### WRITTEN TASK:
Exactly repeat the material, dropping every picture from the copy.

### INFORMATION SHOWN:
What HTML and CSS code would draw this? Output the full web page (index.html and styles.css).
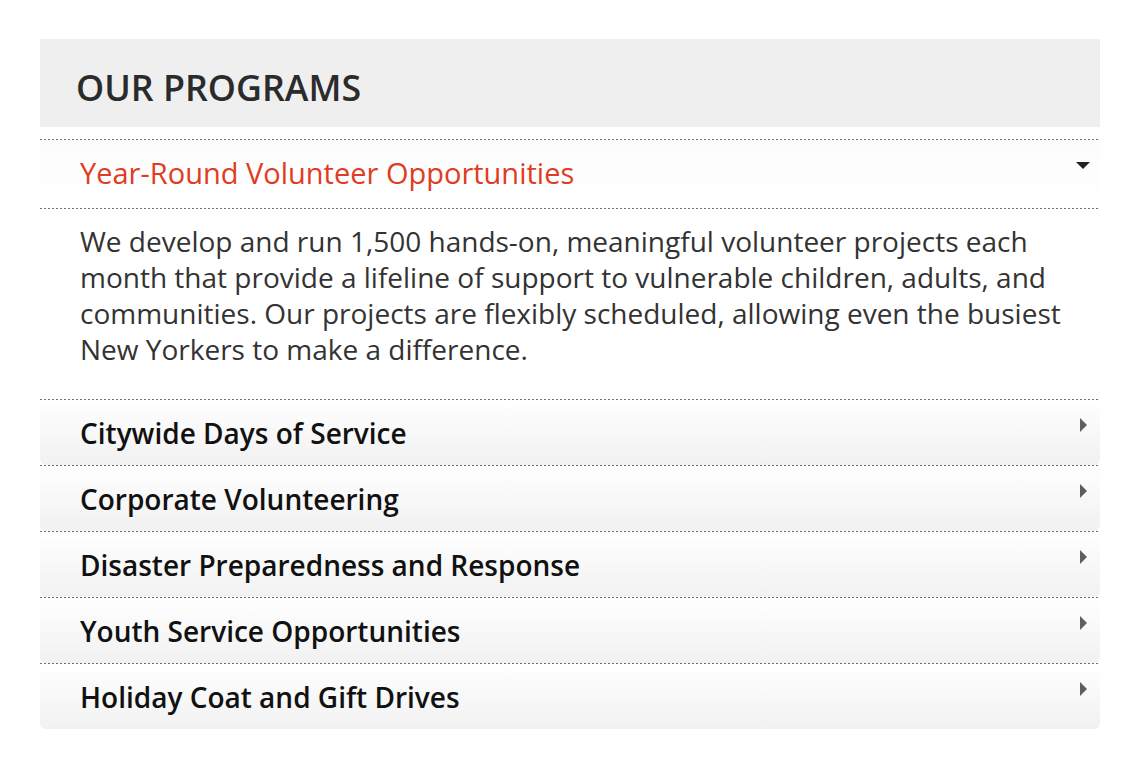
FILE: index.html
```html
<!DOCTYPE html>
<html lang="en">
<head>
<meta charset="utf-8">
<title>Our Programs</title>
<link rel="stylesheet" href="styles.css">
</head>
<body>
<section class="panel">
  <header class="panel-head">
    <h2 class="panel-title">OUR PROGRAMS</h2>
  </header>
  <div class="accordion">
    <div class="acc-item is-open">
      <div class="acc-head">
        <span class="acc-label">Year-Round Volunteer Opportunities</span>
        <span class="caret-down"></span>
      </div>
      <div class="acc-body">
        <p>We develop and run 1,500 hands-on, meaningful volunteer projects each month that provide a lifeline of support to vulnerable children, adults, and communities. Our projects are flexibly scheduled, allowing even the busiest New Yorkers to make a difference.</p>
      </div>
    </div>
    <div class="acc-item">
      <div class="acc-head"><span class="acc-label">Citywide Days of Service</span><span class="caret-right"></span></div>
    </div>
    <div class="acc-item">
      <div class="acc-head"><span class="acc-label">Corporate Volunteering</span><span class="caret-right"></span></div>
    </div>
    <div class="acc-item">
      <div class="acc-head"><span class="acc-label">Disaster Preparedness and Response</span><span class="caret-right"></span></div>
    </div>
    <div class="acc-item">
      <div class="acc-head"><span class="acc-label">Youth Service Opportunities</span><span class="caret-right"></span></div>
    </div>
    <div class="acc-item">
      <div class="acc-head"><span class="acc-label">Holiday Coat and Gift Drives</span><span class="caret-right"></span></div>
    </div>
  </div>
</section>
</body>
</html>
```

FILE: styles.css
```css
* { box-sizing: border-box; }
html, body { margin: 0; padding: 0; background: #fff; }
body { font-family: "Open Sans", "Noto Sans", sans-serif; }

.panel {
  width: 1060px;
  margin: 39px 0 0 40px;
}

.panel-head {
  background: #efefef;
  height: 88px;
  display: flex;
  align-items: center;
  padding: 8px 0 0 36px;
}
.panel-title {
  margin: 0;
  font-size: 35.8px;
  font-weight: 600;
  color: #2b2b2b;
}

.accordion { margin-top: 12px; }

.acc-item { position: relative; }
.acc-item::before {
  content: "";
  display: block;
  height: 1px;
  background: repeating-linear-gradient(to right, #6f6f6f 0 2px, transparent 2px 4px);
}

.acc-head {
  display: flex;
  align-items: center;
  justify-content: space-between;
  height: 65px;
  padding: 0 10px 0 40px;
  background: linear-gradient(#ffffff, #f1f1f1);
  border-radius: 0 0 6px 6px;
}
.acc-label {
  font-size: 28px;
  font-weight: 600;
  color: #111;
}

.is-open .acc-head {
  height: 68px;
  background: linear-gradient(#fcfcfc, #ffffff);
  border-radius: 0;
}
.is-open .acc-label {
  font-size: 29px;
  font-weight: 500;
  color: #e03c22;
  margin-top: -3px;
}

.caret-down {
  width: 0; height: 0;
  border-left: 7px solid transparent;
  border-right: 7px solid transparent;
  border-top: 7px solid #222;
  margin-top: -17px;
}
.caret-right {
  width: 0; height: 0;
  border-top: 7px solid transparent;
  border-bottom: 7px solid transparent;
  border-left: 7px solid #5e5e5e;
  margin-right: 3px;
  margin-top: -15px;
}

.acc-body {
  position: relative;
  padding: 15px 20px 32px 40px;
}
.acc-body::before {
  content: "";
  position: absolute;
  top: 0; left: 0; right: 0;
  height: 1px;
  background: repeating-linear-gradient(to right, #6f6f6f 0 2px, transparent 2px 4px);
}
.acc-body p {
  margin: 0;
  font-size: 28px;
  line-height: 36px;
  color: #333;
}
```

### SOLVED PROBLEM:
What HTML and CSS code would draw this? Output the full web page (index.html and styles.css).
FILE: index.html
```html
<!DOCTYPE html>
<html lang="en">
<head>
<meta charset="utf-8">
<title>Our Programs</title>
<link rel="stylesheet" href="styles.css">
</head>
<body>
<section class="panel">
  <header class="panel-head">
    <h2 class="panel-title">OUR PROGRAMS</h2>
  </header>
  <div class="accordion">
    <div class="acc-item is-open">
      <div class="acc-head">
        <span class="acc-label">Year-Round Volunteer Opportunities</span>
        <span class="caret-down"></span>
      </div>
      <div class="acc-body">
        <p>We develop and run 1,500 hands-on, meaningful volunteer projects each month that provide a lifeline of support to vulnerable children, adults, and communities. Our projects are flexibly scheduled, allowing even the busiest New Yorkers to make a difference.</p>
      </div>
    </div>
    <div class="acc-item">
      <div class="acc-head"><span class="acc-label">Citywide Days of Service</span><span class="caret-right"></span></div>
    </div>
    <div class="acc-item">
      <div class="acc-head"><span class="acc-label">Corporate Volunteering</span><span class="caret-right"></span></div>
    </div>
    <div class="acc-item">
      <div class="acc-head"><span class="acc-label">Disaster Preparedness and Response</span><span class="caret-right"></span></div>
    </div>
    <div class="acc-item">
      <div class="acc-head"><span class="acc-label">Youth Service Opportunities</span><span class="caret-right"></span></div>
    </div>
    <div class="acc-item">
      <div class="acc-head"><span class="acc-label">Holiday Coat and Gift Drives</span><span class="caret-right"></span></div>
    </div>
  </div>
</section>
</body>
</html>
```

FILE: styles.css
```css
* { box-sizing: border-box; }
html, body { margin: 0; padding: 0; background: #fff; }
body { font-family: "Open Sans", "Noto Sans", sans-serif; }

.panel {
  width: 1060px;
  margin: 39px 0 0 40px;
}

.panel-head {
  background: #efefef;
  height: 88px;
  display: flex;
  align-items: center;
  padding: 8px 0 0 36px;
}
.panel-title {
  margin: 0;
  font-size: 35.8px;
  font-weight: 600;
  color: #2b2b2b;
}

.accordion { margin-top: 12px; }

.acc-item { position: relative; }
.acc-item::before {
  content: "";
  display: block;
  height: 1px;
  background: repeating-linear-gradient(to right, #6f6f6f 0 2px, transparent 2px 4px);
}

.acc-head {
  display: flex;
  align-items: center;
  justify-content: space-between;
  height: 65px;
  padding: 0 10px 0 40px;
  background: linear-gradient(#ffffff, #f1f1f1);
  border-radius: 0 0 6px 6px;
}
.acc-label {
  font-size: 28px;
  font-weight: 600;
  color: #111;
}

.is-open .acc-head {
  height: 68px;
  background: linear-gradient(#fcfcfc, #ffffff);
  border-radius: 0;
}
.is-open .acc-label {
  font-size: 29px;
  font-weight: 500;
  color: #e03c22;
  margin-top: -3px;
}

.caret-down {
  width: 0; height: 0;
  border-left: 7px solid transparent;
  border-right: 7px solid transparent;
  border-top: 7px solid #222;
  margin-top: -17px;
}
.caret-right {
  width: 0; height: 0;
  border-top: 7px solid transparent;
  border-bottom: 7px solid transparent;
  border-left: 7px solid #5e5e5e;
  margin-right: 3px;
  margin-top: -15px;
}

.acc-body {
  position: relative;
  padding: 15px 20px 32px 40px;
}
.acc-body::before {
  content: "";
  position: absolute;
  top: 0; left: 0; right: 0;
  height: 1px;
  background: repeating-linear-gradient(to right, #6f6f6f 0 2px, transparent 2px 4px);
}
.acc-body p {
  margin: 0;
  font-size: 28px;
  line-height: 36px;
  color: #333;
}
```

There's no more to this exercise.